%%

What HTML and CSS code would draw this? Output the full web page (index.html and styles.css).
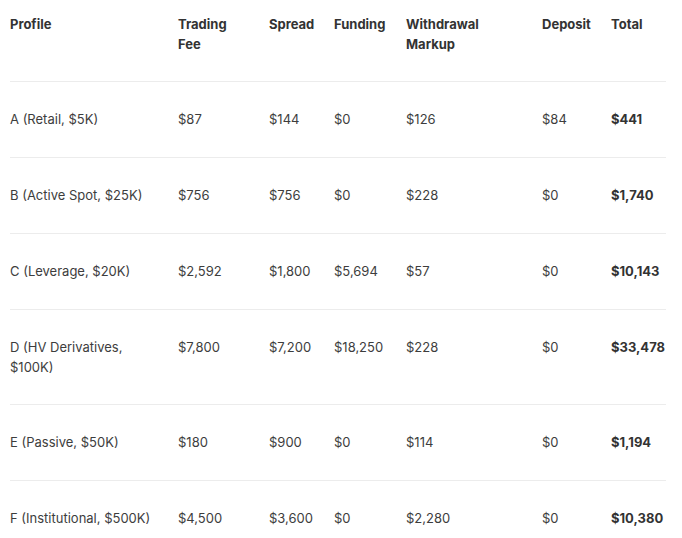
FILE: index.html
```html
<!DOCTYPE html>
<html>
<head>
<meta charset="utf-8">
<link rel="stylesheet" href="styles.css">
</head>
<body>
<table class="costs">
  <colgroup>
    <col class="c-profile">
    <col class="c-trading">
    <col class="c-spread">
    <col class="c-funding">
    <col class="c-withdrawal">
    <col class="c-deposit">
    <col class="c-total">
  </colgroup>
  <thead>
    <tr>
      <th>Profile</th>
      <th>Trading<br>Fee</th>
      <th>Spread</th>
      <th>Funding</th>
      <th>Withdrawal<br>Markup</th>
      <th>Deposit</th>
      <th>Total</th>
    </tr>
  </thead>
  <tbody>
    <tr><td>A (Retail, $5K)</td><td>$87</td><td>$144</td><td>$0</td><td>$126</td><td>$84</td><td class="total">$441</td></tr>
    <tr><td>B (Active Spot, $25K)</td><td>$756</td><td>$756</td><td>$0</td><td>$228</td><td>$0</td><td class="total">$1,740</td></tr>
    <tr><td>C (Leverage, $20K)</td><td>$2,592</td><td>$1,800</td><td>$5,694</td><td>$57</td><td>$0</td><td class="total">$10,143</td></tr>
    <tr class="tall"><td>D (HV Derivatives,<br>$100K)</td><td>$7,800</td><td>$7,200</td><td>$18,250</td><td>$228</td><td>$0</td><td class="total">$33,478</td></tr>
    <tr><td>E (Passive, $50K)</td><td>$180</td><td>$900</td><td>$0</td><td>$114</td><td>$0</td><td class="total">$1,194</td></tr>
    <tr><td>F (Institutional, $500K)</td><td>$4,500</td><td>$3,600</td><td>$0</td><td>$2,280</td><td>$0</td><td class="total">$10,380</td></tr>
  </tbody>
</table>
</body>
</html>
```
FILE: styles.css
```css
html, body {
  margin: 0;
  padding: 0;
  background: #ffffff;
}
body {
  padding: 0 16px 0 10px;
  font-family: Inter, "Noto Sans", sans-serif;
  font-size: 13px;
  line-height: 20px;
  color: #3d3d3d;
}
.costs {
  border-collapse: collapse;
  table-layout: fixed;
  width: 656px;
}
.c-profile { width: 168px; }
.c-trading { width: 91px; }
.c-spread { width: 65px; }
.c-funding { width: 72px; }
.c-withdrawal { width: 136px; }
.c-deposit { width: 69px; }
.c-total { width: 55px; }
.costs th {
  text-align: left;
  vertical-align: top;
  font-weight: 700;
  color: #333333;
  padding: 14px 0 27px 0;
  border-bottom: 1px solid #ececec;
}
.costs td {
  padding: 27px 0 28px 0;
  vertical-align: top;
  border-bottom: 1px solid #ececec;
  white-space: nowrap;
}
.costs tr.tall td {
  padding-bottom: 27px;
}
.costs td.total {
  font-weight: 700;
  color: #333333;
}
```
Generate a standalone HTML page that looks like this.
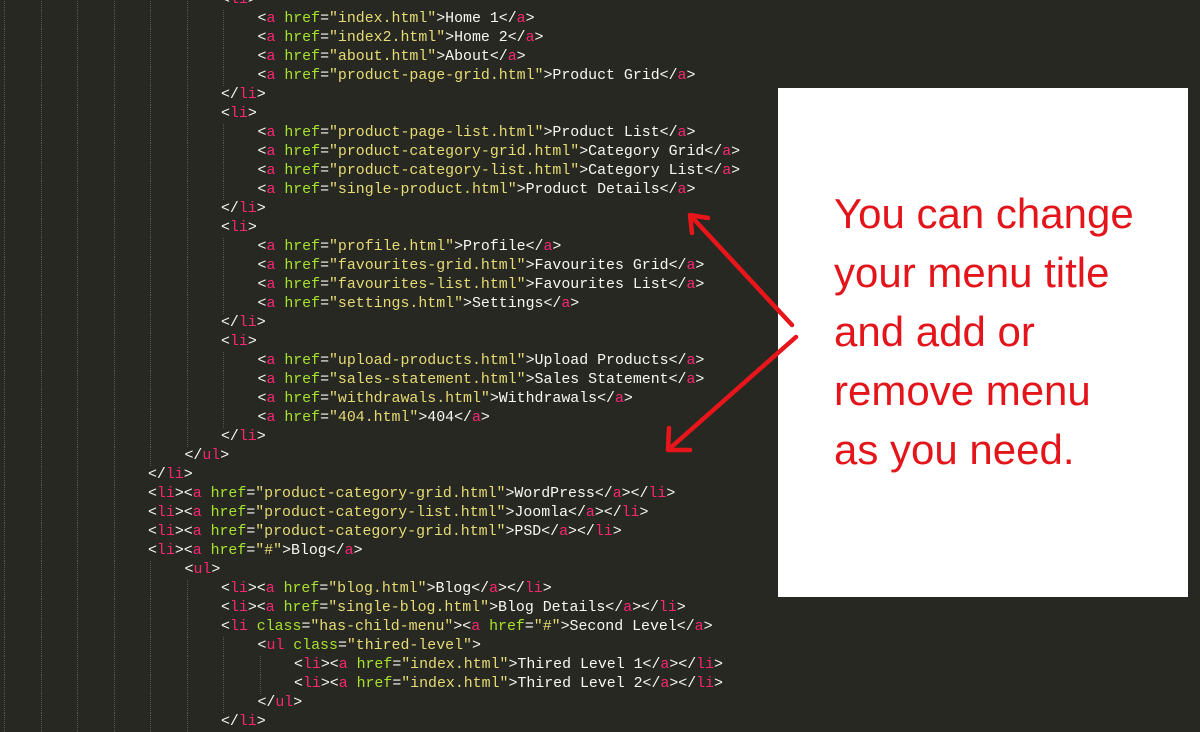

%%

> [Objective]: Above are the records; reproduce them exactly and leave out the pictures.

> [Task result]:
What HTML and CSS code would draw this? Output the full web page (index.html and styles.css).
FILE: index.html
```html
<!DOCTYPE html>
<html>
<head>
<meta charset="utf-8">
<link rel="stylesheet" href="styles.css">
</head>
<body>
<table class="costs">
  <colgroup>
    <col class="c-profile">
    <col class="c-trading">
    <col class="c-spread">
    <col class="c-funding">
    <col class="c-withdrawal">
    <col class="c-deposit">
    <col class="c-total">
  </colgroup>
  <thead>
    <tr>
      <th>Profile</th>
      <th>Trading<br>Fee</th>
      <th>Spread</th>
      <th>Funding</th>
      <th>Withdrawal<br>Markup</th>
      <th>Deposit</th>
      <th>Total</th>
    </tr>
  </thead>
  <tbody>
    <tr><td>A (Retail, $5K)</td><td>$87</td><td>$144</td><td>$0</td><td>$126</td><td>$84</td><td class="total">$441</td></tr>
    <tr><td>B (Active Spot, $25K)</td><td>$756</td><td>$756</td><td>$0</td><td>$228</td><td>$0</td><td class="total">$1,740</td></tr>
    <tr><td>C (Leverage, $20K)</td><td>$2,592</td><td>$1,800</td><td>$5,694</td><td>$57</td><td>$0</td><td class="total">$10,143</td></tr>
    <tr class="tall"><td>D (HV Derivatives,<br>$100K)</td><td>$7,800</td><td>$7,200</td><td>$18,250</td><td>$228</td><td>$0</td><td class="total">$33,478</td></tr>
    <tr><td>E (Passive, $50K)</td><td>$180</td><td>$900</td><td>$0</td><td>$114</td><td>$0</td><td class="total">$1,194</td></tr>
    <tr><td>F (Institutional, $500K)</td><td>$4,500</td><td>$3,600</td><td>$0</td><td>$2,280</td><td>$0</td><td class="total">$10,380</td></tr>
  </tbody>
</table>
</body>
</html>
```
FILE: styles.css
```css
html, body {
  margin: 0;
  padding: 0;
  background: #ffffff;
}
body {
  padding: 0 16px 0 10px;
  font-family: Inter, "Noto Sans", sans-serif;
  font-size: 13px;
  line-height: 20px;
  color: #3d3d3d;
}
.costs {
  border-collapse: collapse;
  table-layout: fixed;
  width: 656px;
}
.c-profile { width: 168px; }
.c-trading { width: 91px; }
.c-spread { width: 65px; }
.c-funding { width: 72px; }
.c-withdrawal { width: 136px; }
.c-deposit { width: 69px; }
.c-total { width: 55px; }
.costs th {
  text-align: left;
  vertical-align: top;
  font-weight: 700;
  color: #333333;
  padding: 14px 0 27px 0;
  border-bottom: 1px solid #ececec;
}
.costs td {
  padding: 27px 0 28px 0;
  vertical-align: top;
  border-bottom: 1px solid #ececec;
  white-space: nowrap;
}
.costs tr.tall td {
  padding-bottom: 27px;
}
.costs td.total {
  font-weight: 700;
  color: #333333;
}
```
Generate a standalone HTML page that looks like this.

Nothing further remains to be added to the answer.